You can see how this concept can apply to publishers. The textbook and standardize test guys invest a lot of time and effort in producing a text book or a test. They are not about to let their produce whither after one season, so they perpetuate the textbook and test and they become permanent and invasive. Look at our school system, for instance, the state uses Pearson for it statewide tests (TCAP) and many LEAs adopt Pearson textbooks as their curriculum.
But consider. The cockroach, a r strategist par excellence, has survived many environmental changes. Some estimate that they are over 350 million years old. So where’s the dinosaurs?
Anyway. It has had me thinking among other things about the state of the church. I see around me here in Nashville a number of church fragments being formed. Fragments such as home groups, home churches (check out Jerry and Cindy Bryant’s H2H), small-small congregations (check out Midtown Fellowship). Couple this with what we experience around us as the our rapidly changing society and culture, then you too may see that a large monolithic church needing lots of money to sustain buildings, grounds, and staff may not be what is needed at this time.
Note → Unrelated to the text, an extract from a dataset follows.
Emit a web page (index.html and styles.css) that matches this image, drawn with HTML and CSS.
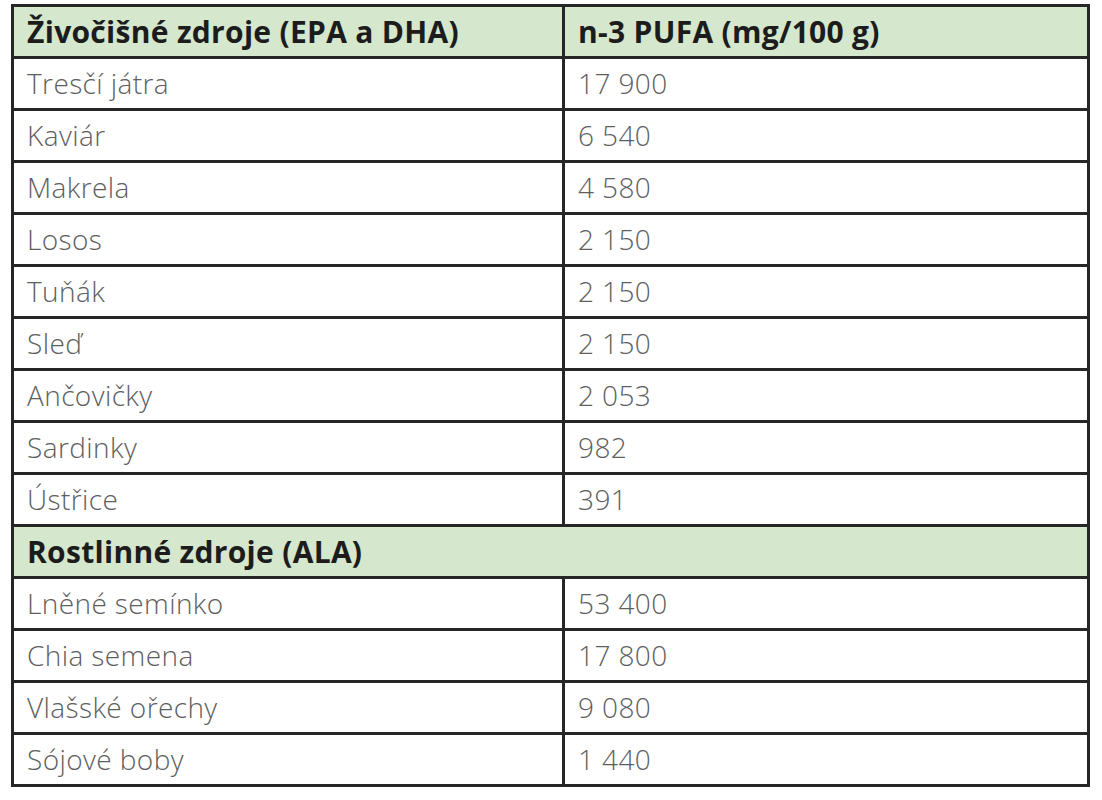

What may be needed is not necessarily cockroach churches, for we have a caring and loving God. He would not spawn something without nurture and care. But, maybe, more of a guerilla church which relies upon the Holy Spirit for direction more than a bureaucratic hierarchy or an oligarchy of the elite anointed.
For those queasy about the term, “guerilla,” a guerilla church doesn’t use terrorist tactics or advocate violent overthrow or confrontation, but rather is a church using divine power.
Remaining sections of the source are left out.